[Physics] Our own peer review / group think process.

Ilja Schmelzer ilja.schmelzer at gmail.com
Wed Apr 29 04:07:25 CEST 2020


On Tue, Apr 28, 2020 at 11:57 AM <mikelawr at freenetname.co.uk> wrote:
> Good of you to comment, but have you ever heard of the concept of 'Group
> Think'. The peer review process is a pefect example of how to do group
> think.

The point being?  I'm not part of any group.  The mainstream rejects
me because I develop ether theories, the ether theoreticians reject me
because I base them on the SM and GR instead of classical EM and
Newtonian gravity, I would guess either because they have not learned
SM and GR or because they have an own pet theory.

2020-04-29 6:28 GMT+06:30, Arend Lammertink <lamare at gmail.com>:
> Are you aware you sent this to me only, while replying to what mike said?

No, that's why I have added it here too.

> The way I see it, Maxwell's equations form a broken foundation that
> needs to be fixed, no matter what. I'm afraid I've done my homework on
> that one and I don't see any way how I could possibly be incorrect on
> this particular issue, especially because the math is so obvious.
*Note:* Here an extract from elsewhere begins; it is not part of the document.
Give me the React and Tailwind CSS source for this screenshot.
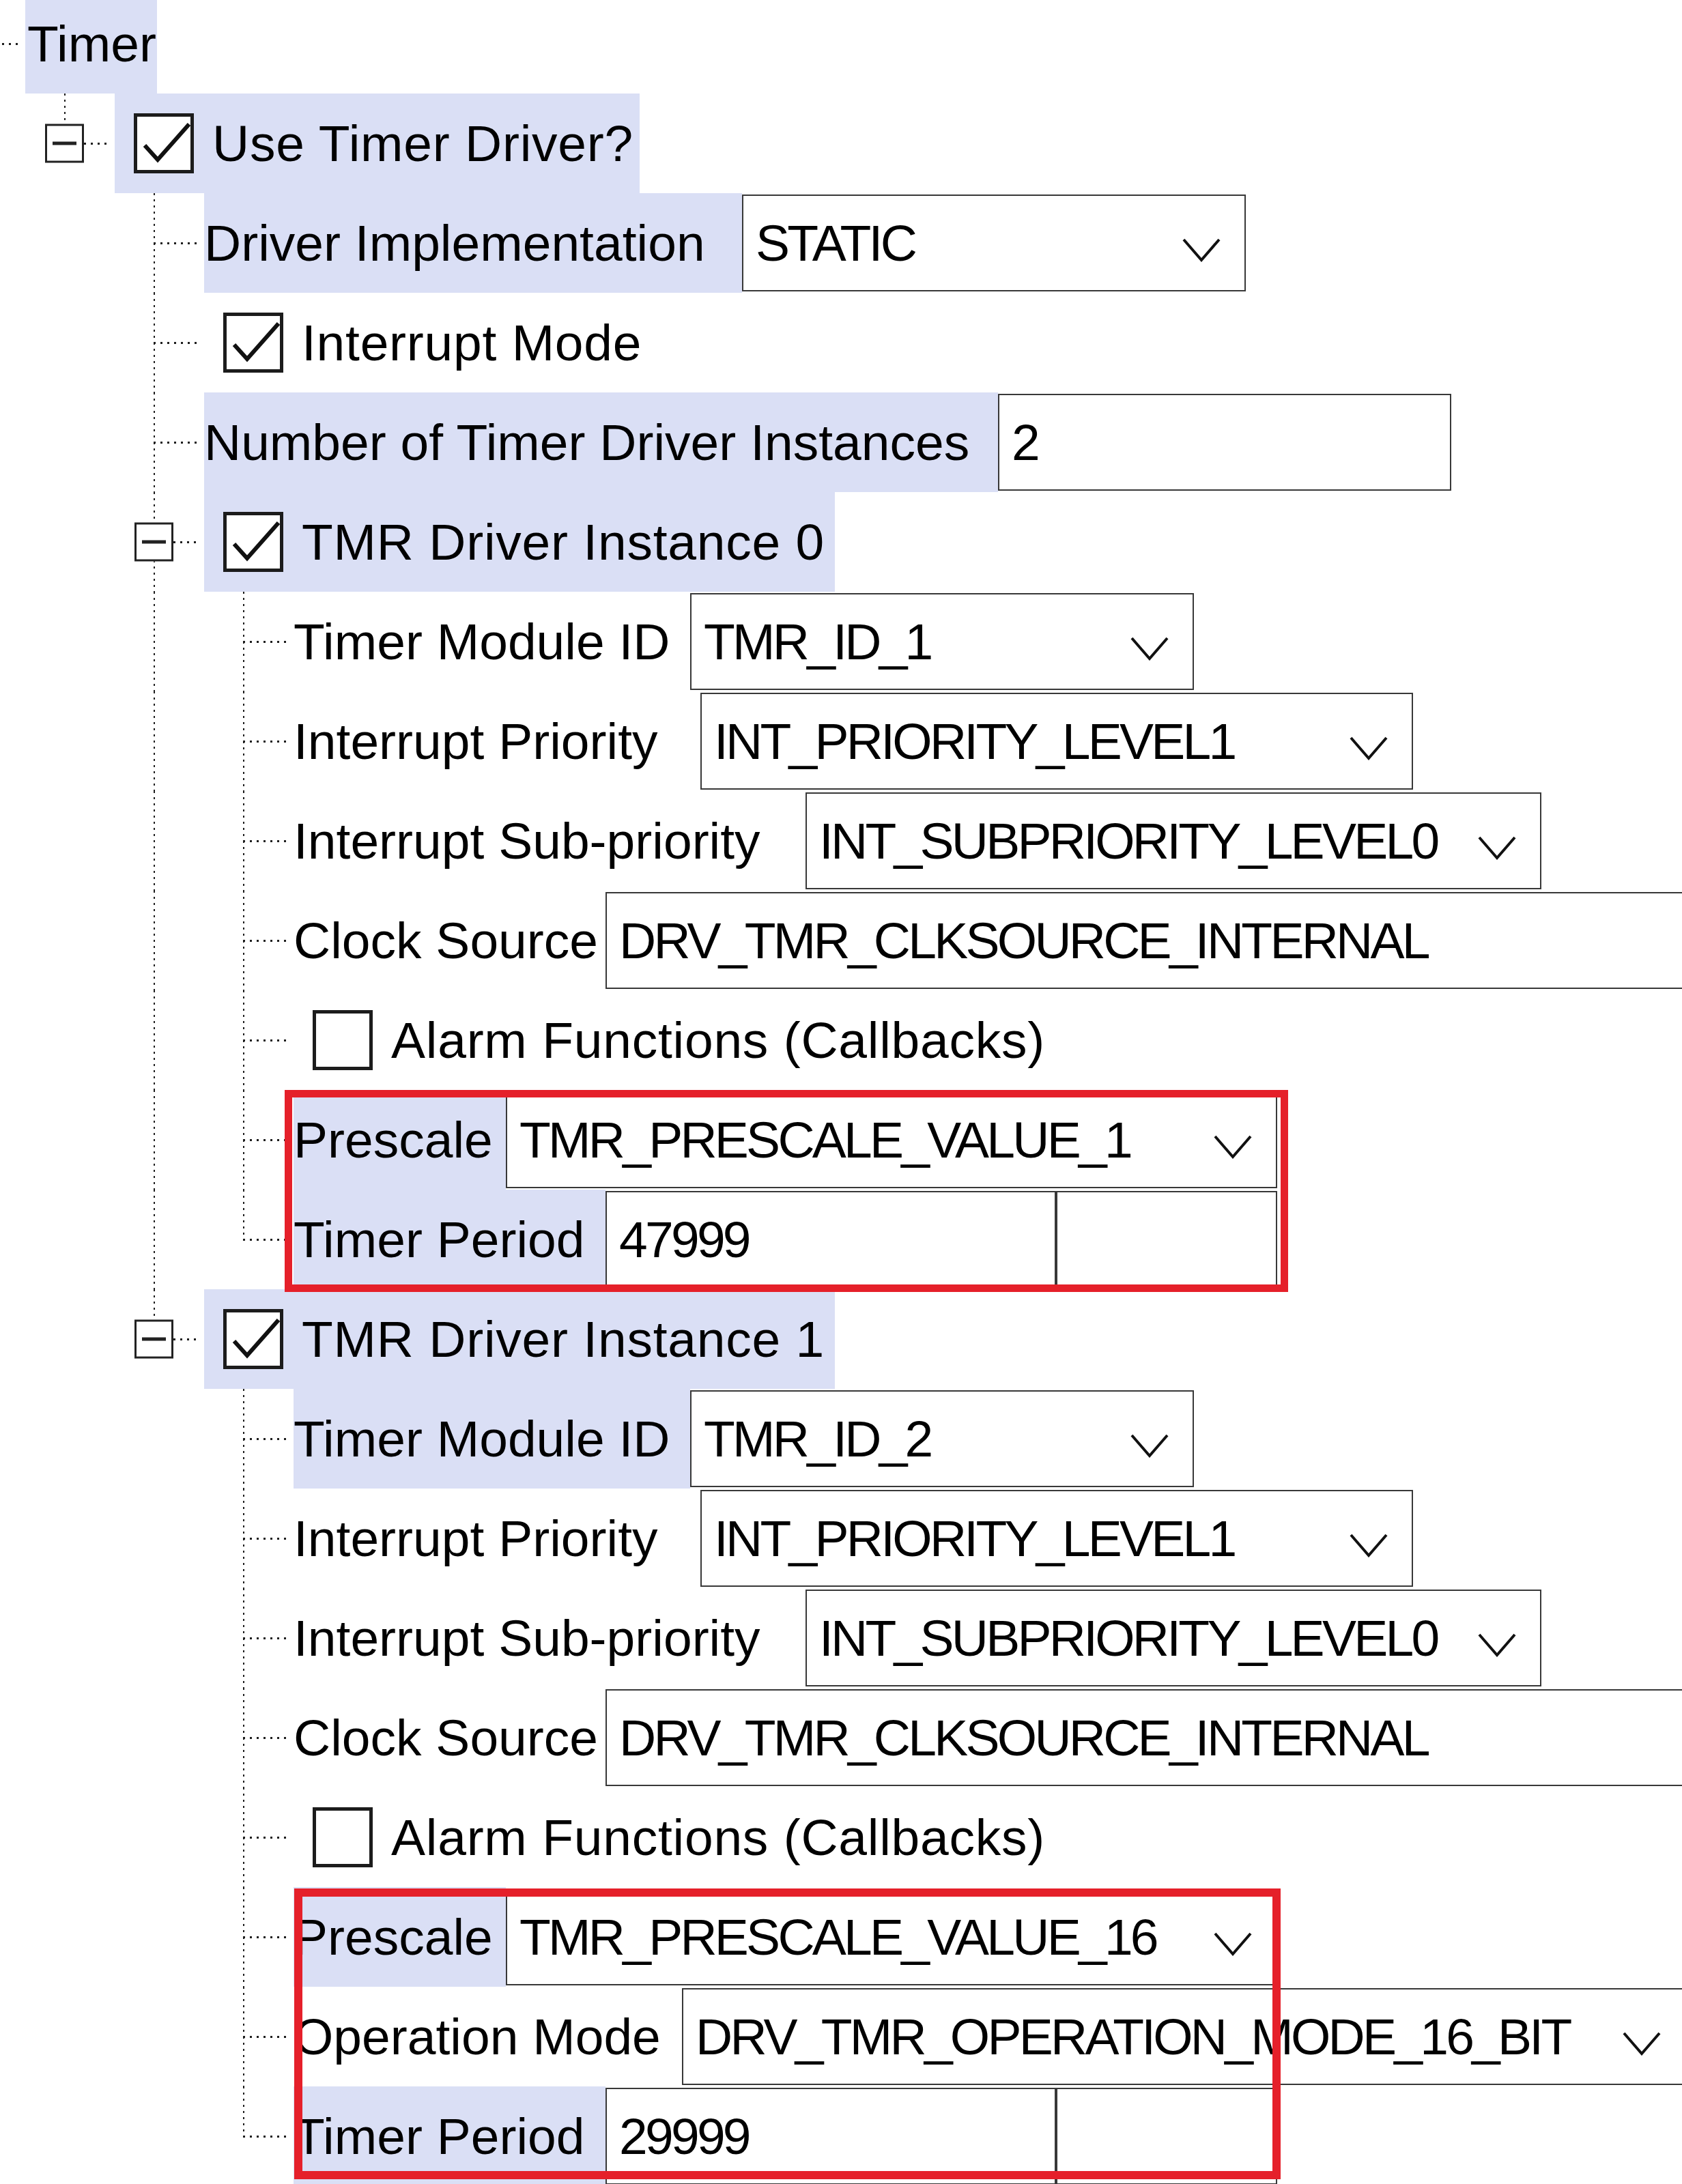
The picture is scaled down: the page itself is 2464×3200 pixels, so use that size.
const vDots =
    'bg-[image:repeating-linear-gradient(to_bottom,#1e1e1e_0px,#1e1e1e_3px,transparent_3px,transparent_9px)]';
const hDots =
    'bg-[image:repeating-linear-gradient(to_right,#1e1e1e_0px,#1e1e1e_3px,transparent_3px,transparent_10px)]';
const HL = 'bg-[#dadff5]';

const instance = (n, guide) => [
    {
        level: 3,
        guides: [false, false, guide],
        type: 'field',
        label: 'Timer Module ID',
        hl: n === 1,
        lw: 581,
        fields: [{ value: `TMR_ID_${n + 1}`, w: 738, drop: true }],
    },
    {
        level: 3,
        guides: [false, false, guide],
        type: 'field',
        label: 'Interrupt Priority',
        lw: 596,
        fields: [{ value: 'INT_PRIORITY_LEVEL1', w: 1044, drop: true }],
    },
    {
        level: 3,
        guides: [false, false, guide],
        type: 'field',
        label: 'Interrupt Sub-priority',
        lw: 750,
        fields: [{ value: 'INT_SUBPRIORITY_LEVEL0', w: 1078, drop: true }],
    },
    {
        level: 3,
        guides: [false, false, guide],
        type: 'field',
        label: 'Clock Source',
        lw: 457,
        fields: [{ value: 'DRV_TMR_CLKSOURCE_INTERNAL', w: 1640 }],
    },
    {
        level: 3,
        guides: [false, false, guide],
        type: 'check',
        checked: false,
        text: 'Alarm Functions (Callbacks)',
    },
    {
        level: 3,
        guides: [false, false, guide],
        type: 'field',
        label: 'Prescale',
        hl: true,
        lw: 311,
        fields: [
            {
                value: n === 0 ? 'TMR_PRESCALE_VALUE_1' : 'TMR_PRESCALE_VALUE_16',
                w: 1130,
                drop: true,
            },
        ],
    },
    ...(n === 1
        ? [
              {
                  level: 3,
                  guides: [false, false, guide],
                  type: 'field',
                  label: 'Operation Mode',
                  lw: 569,
                  fields: [
                      {
                          value: 'DRV_TMR_OPERATION_MODE_16_BIT',
                          w: 1471,
                          drop: true,
                      },
                  ],
              },
          ]
        : []),
    {
        level: 3,
        guides: [false, false, guide],
        last: true,
        type: 'field',
        label: 'Timer Period',
        hl: true,
        lw: 457,
        fields: [
            { value: n === 0 ? '47999' : '29999', w: 660 },
            { value: '', w: 324 },
        ],
    },
];

const TREE = [
    { level: 0, guides: [], last: true, type: 'label', text: 'Timer', hl: true, w: 193 },
    {
        level: 1,
        guides: [false],
        last: true,
        exp: true,
        type: 'check',
        checked: true,
        text: 'Use Timer Driver?',
        hl: true,
        w: 769,
    },
    {
        level: 2,
        guides: [false, false],
        type: 'field',
        label: 'Driver Implementation',
        hl: true,
        lw: 788,
        fields: [{ value: 'STATIC', w: 738, drop: true }],
    },
    { level: 2, guides: [false, false], type: 'check', checked: true, text: 'Interrupt Mode' },
    {
        level: 2,
        guides: [false, false],
        type: 'field',
        label: 'Number of Timer Driver Instances',
        hl: true,
        lw: 1163,
        fields: [{ value: '2', w: 664 }],
    },
    {
        level: 2,
        guides: [false, false],
        exp: true,
        type: 'check',
        checked: true,
        text: 'TMR Driver Instance 0',
        hl: true,
        w: 924,
    },
    ...instance(0, true),
    {
        level: 2,
        guides: [false, false],
        last: true,
        exp: true,
        type: 'check',
        checked: true,
        text: 'TMR Driver Instance 1',
        hl: true,
        w: 924,
    },
    ...instance(1, false),
];

const Chevron = () => (
    <svg width="58" height="36" viewBox="0 0 58 36" className="shrink-0">
        <polyline points="3,3 29,33 55,3" fill="none" stroke="#111" strokeWidth="4" />
    </svg>
);

const Checkbox = ({ checked }) => (
    <div className="w-[88px] h-[88px] shrink-0 border-[5px] border-[#1c1c1c] bg-white">
        {checked && (
            <svg width="78" height="78" viewBox="0 0 78 78">
                <polyline
                    points="11,42 30,63 76,11"
                    fill="none"
                    stroke="#111"
                    strokeWidth="6"
                />
            </svg>
        )}
    </div>
);

const Connector = ({ last, exp }) => (
    <div className="relative w-[74px] h-full shrink-0">
        <div className={`absolute left-0 top-0 h-1/2 w-[2px] ${vDots}`} />
        {!last && <div className={`absolute left-0 top-1/2 h-1/2 w-[2px] ${vDots}`} />}
        <div
            className={`absolute top-1/2 -mt-[1px] h-[3px] ${hDots} ${
                exp ? 'left-[29px] w-[38px]' : 'left-0 w-[68px]'
            }`}
        />
        {exp && (
            <div className="absolute left-[-28px] top-1/2 -translate-y-1/2 w-[57px] h-[57px] border-[3px] border-[#222] bg-white flex items-center justify-center">
                <div className="w-[35px] h-[5px] bg-[#222]" />
            </div>
        )}
    </div>
);

const Field = ({ value, w, drop }) => (
    <div
        className="h-[142px] shrink-0 border-2 border-[#383838] bg-white flex items-center pl-[18px] overflow-hidden"
        style={{ width: w }}
    >
        <span className="whitespace-nowrap tracking-[-0.05em]">{value}</span>
        {drop && (
            <div className="ml-auto mr-[34px] mt-[20px]">
                <Chevron />
            </div>
        )}
    </div>
);

const Row = ({ row }) => (
    <div className="flex items-center h-[146px] shrink-0">
        {row.guides.map((on, i) => (
            <div key={i} className="w-[131px] h-full shrink-0">
                {on && <div className={`w-[2px] h-full ${vDots}`} />}
            </div>
        ))}
        <Connector last={row.last} exp={row.exp} />
        {row.type === 'label' && (
            <div
                className={`h-full shrink-0 flex items-center pl-[3px] whitespace-nowrap ${row.hl ? HL : ''}`}
                style={{ width: row.w }}
            >
                {row.text}
            </div>
        )}
        {row.type === 'check' && (
            <div
                className={`h-full shrink-0 flex items-center pl-[28px] whitespace-nowrap ${row.hl ? HL : ''}`}
                style={row.w ? { width: row.w } : undefined}
            >
                <Checkbox checked={row.checked} />
                <span className="ml-[27px] tracking-[0.01em]">{row.text}</span>
            </div>
        )}
        {row.type === 'field' && (
            <>
                <div
                    className={`h-full shrink-0 flex items-center whitespace-nowrap ${row.hl ? HL : ''}`}
                    style={{ width: row.lw }}
                >
                    {row.label}
                </div>
                {row.fields.map((f, i) => (
                    <Field key={i} {...f} />
                ))}
            </>
        )}
    </div>
);

export default function App() {
    return (
        <div className="relative w-[2464px] h-[3200px] overflow-hidden bg-white text-black font-['Liberation_Sans',Arial,sans-serif] text-[75px] leading-[1.15]">
            <div className="flex flex-col -ml-[37px] -mt-[9px]">
                {TREE.map((row, i) => (
                    <Row key={i} row={row} />
                ))}
            </div>
            {/* annotation frames */}
            <div className="absolute left-[417px] top-[1597px] w-[1470px] h-[296px] border-[11px] border-[#e5202a]" />
            <div className="absolute left-[431px] top-[2767px] w-[1445px] h-[426px] border-[12px] border-[#e5202a]" />
        </div>
    );
}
The
> consequence of this fix will be that there is no longer any gauge
> freedom in the model, as should be if the aether really behaves like a
> fluid.
>
> At the end of the day, either two conclusions are possible with
> respect to Maxwell:
>
> 1) it is correct and there are no longitudinal FTL "Tesla" waves;
>
> 2) it is not correct and recourse must be taken to LaPlace / Helmholtz.
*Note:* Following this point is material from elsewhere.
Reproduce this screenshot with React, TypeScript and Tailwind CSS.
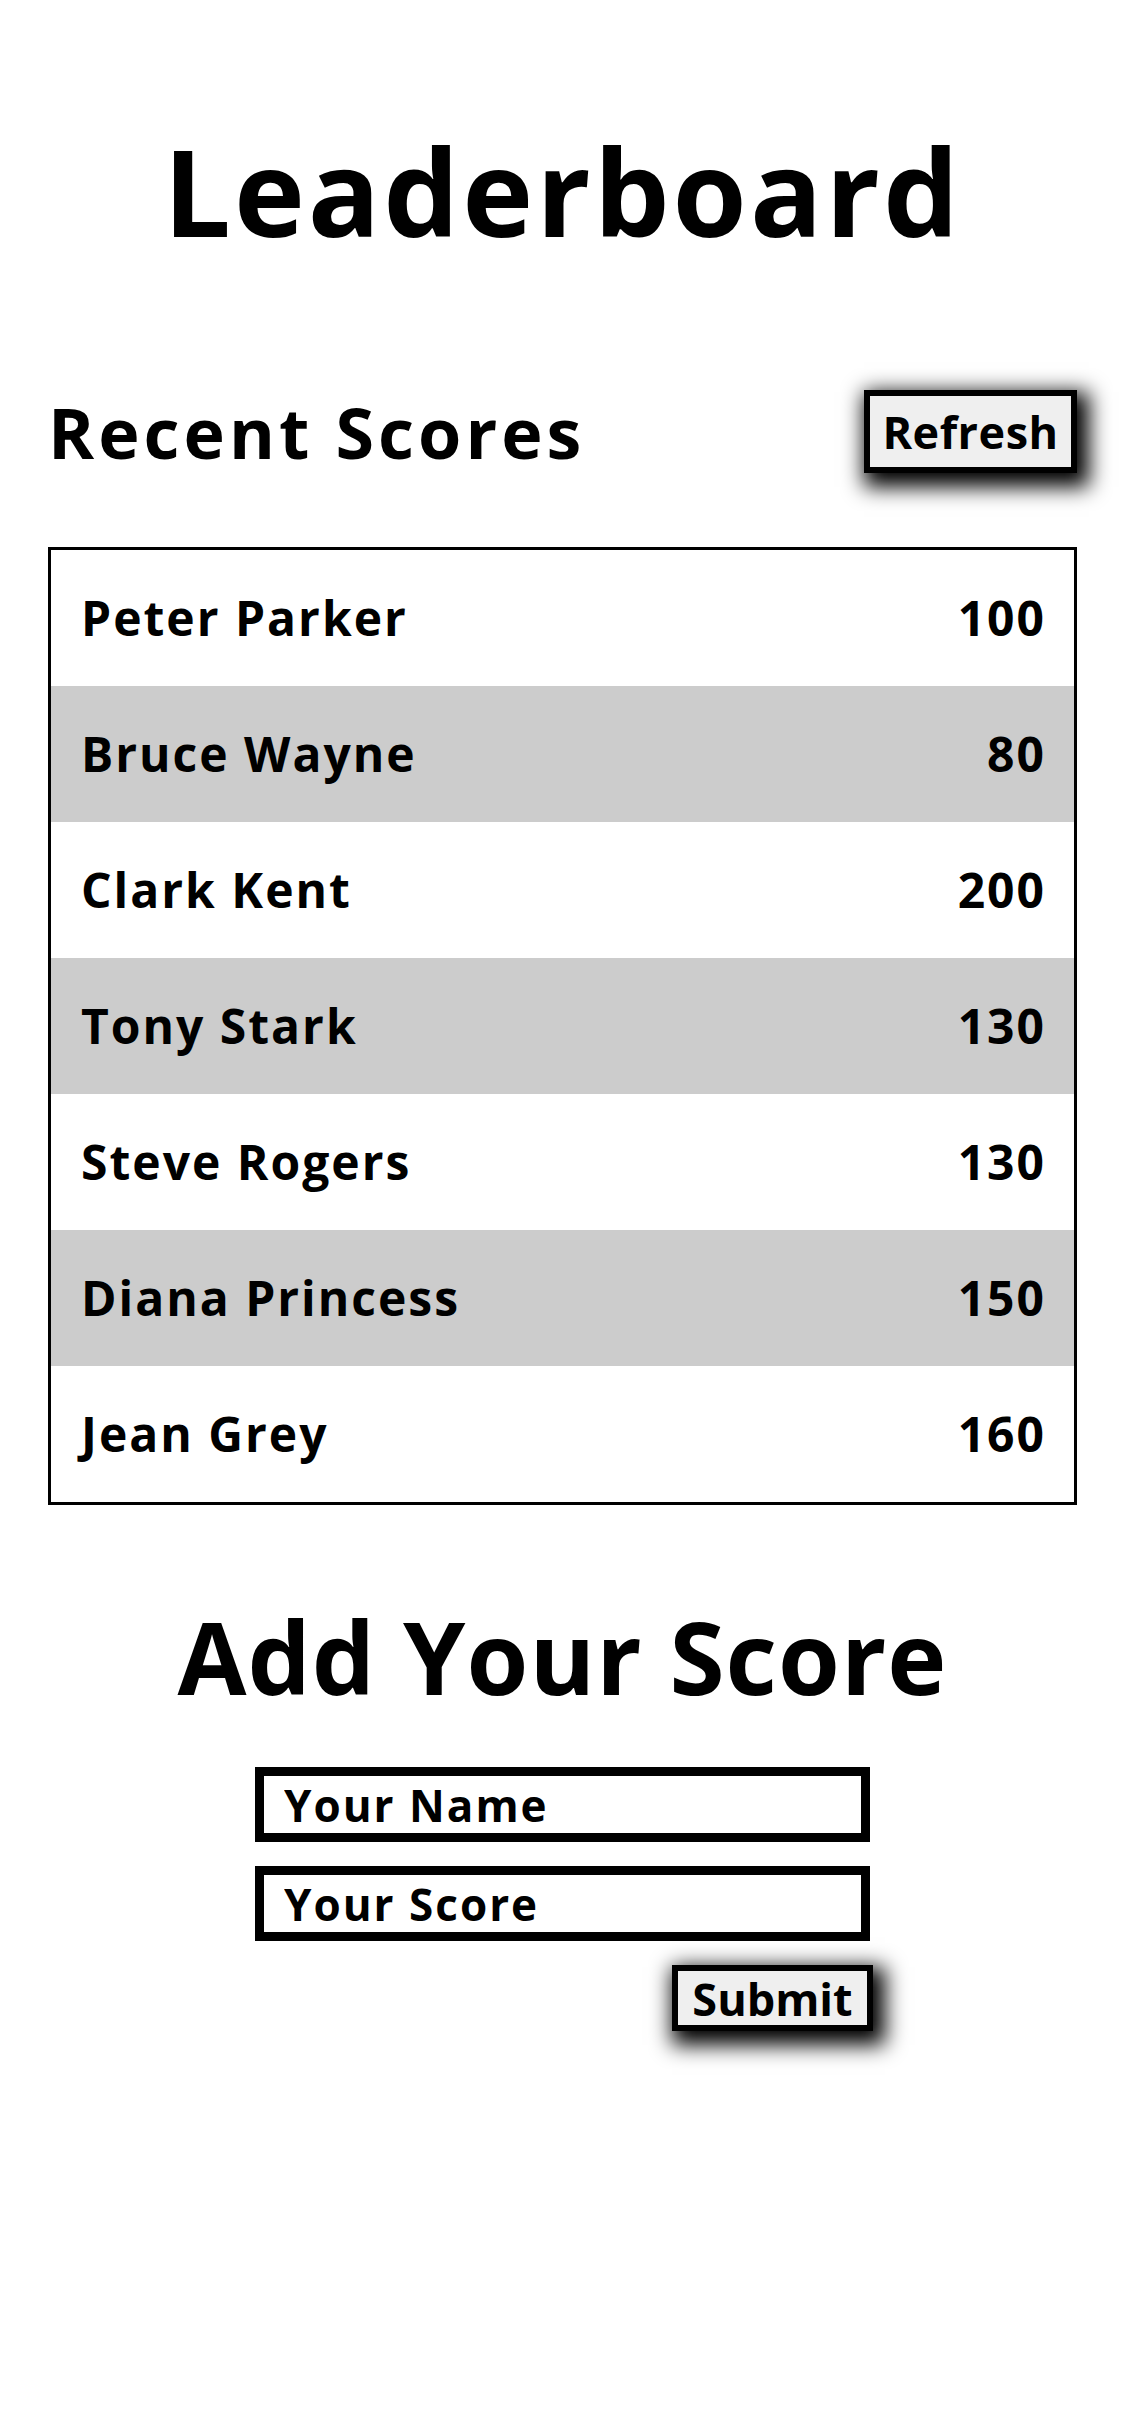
const scores = [
  { name: "Peter Parker", score: 100 },
  { name: "Bruce Wayne", score: 80 },
  { name: "Clark Kent", score: 200 },
  { name: "Tony Stark", score: 130 },
  { name: "Steve Rogers", score: 130 },
  { name: "Diana Princess", score: 150 },
  { name: "Jean Grey", score: 160 },
]

export default function App() {
  return (
    <div className="min-h-[2436px] bg-white px-12 text-black font-['Open_Sans',sans-serif] font-bold">
      <h1 className="pt-[131px] text-center text-[120px] leading-none tracking-[3px]">Leaderboard</h1>

      <div className="mt-[139px] flex h-[83px] items-center justify-between">
        <h2 className="text-[70px] leading-none tracking-[4px]">Recent Scores</h2>
        <button className="h-[83px] w-[213px] border-[6px] border-black bg-[#efefef] text-[45px] leading-none tracking-[0.5px] shadow-[6px_8px_20px_6px_#000]">
          Refresh
        </button>
      </div>

      <div className="mt-[74px] border-[3px] border-black">
        {scores.map((s, i) => (
          <div
            key={s.name}
            className={`flex h-[136px] items-center justify-between px-[30px] text-[48px] leading-none tracking-[2px] ${i % 2 === 1 ? "bg-[#cccccc]" : "bg-white"}`}
          >
            <span>{s.name}</span>
            <span className="-mr-[2px]">{s.score}</span>
          </div>
        ))}
      </div>

      <h2 className="mt-[101px] text-center text-[100px] leading-none tracking-[1px]">Add Your Score</h2>

      <form className="mx-auto mt-[61px] flex w-[615px] flex-col gap-6" onSubmit={e => e.preventDefault()}>
        <input
          placeholder="Your Name"
          className="h-[75px] w-full border-[9px] border-black bg-white pl-[20px] text-[44px] font-bold tracking-[2px] outline-none placeholder:text-black placeholder:opacity-100"
        />
        <input
          placeholder="Your Score"
          className="h-[75px] w-full border-[9px] border-black bg-white pl-[20px] text-[44px] font-bold tracking-[2px] outline-none placeholder:text-black placeholder:opacity-100"
        />
        <button className="mr-[-3px] h-[66px] w-[201px] self-end border-[6px] border-black bg-[#efefef] text-[45px] leading-none shadow-[6px_8px_20px_6px_#000]">
          Submit
        </button>
      </form>
    </div>
  )
}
The Maxwell equations have been well-tested already in the
pre-relativistic pre-quantum times. There is simply no room for
correcting there something.

Longitudinal waves can be easily added, as waves of the gauge degrees
of freedom. In this case, they would simply fly around without
interacting with usual matter.  The difference would be only
metaphysical - mainstream gauge theory is essentially the attempt to
get rid, even at the cost of essentially complicating the math, of
those unobservable gauge degrees of freedom which don't interact with
usual matter. If you use, instead, the gauge potentials as the
fundamental fields, and use the most natural Lorenz gauge, they move
with the usual speed of light.

> So, perhaps the question is: why is it so hard for you to accept option 2?

I see clear errors in your justification.

> And why do you (apparently) see this as a rejection of you and/or your
> work?

I simply propose my own work.

> To me, it's not a matter of "my model" vs "your model" but a matter of
> finding common ground so we can eventually come to an "our model"
> which makes clear to everybody that the mainstream emperor has no
> clothes.

I'm not that anti-mainstream.  I think the experimenters make their
job, and the experimental clothes are quite fine. If not, I have no
chance to correct them anyway.

Where the mainstream fails is metaphysics.  This is the part where
they even refuse to discuss anything, based on positivist nonsense
ideas that metaphysics are worthless and should not be discussed -
which only protects the established metaphysics against criticism.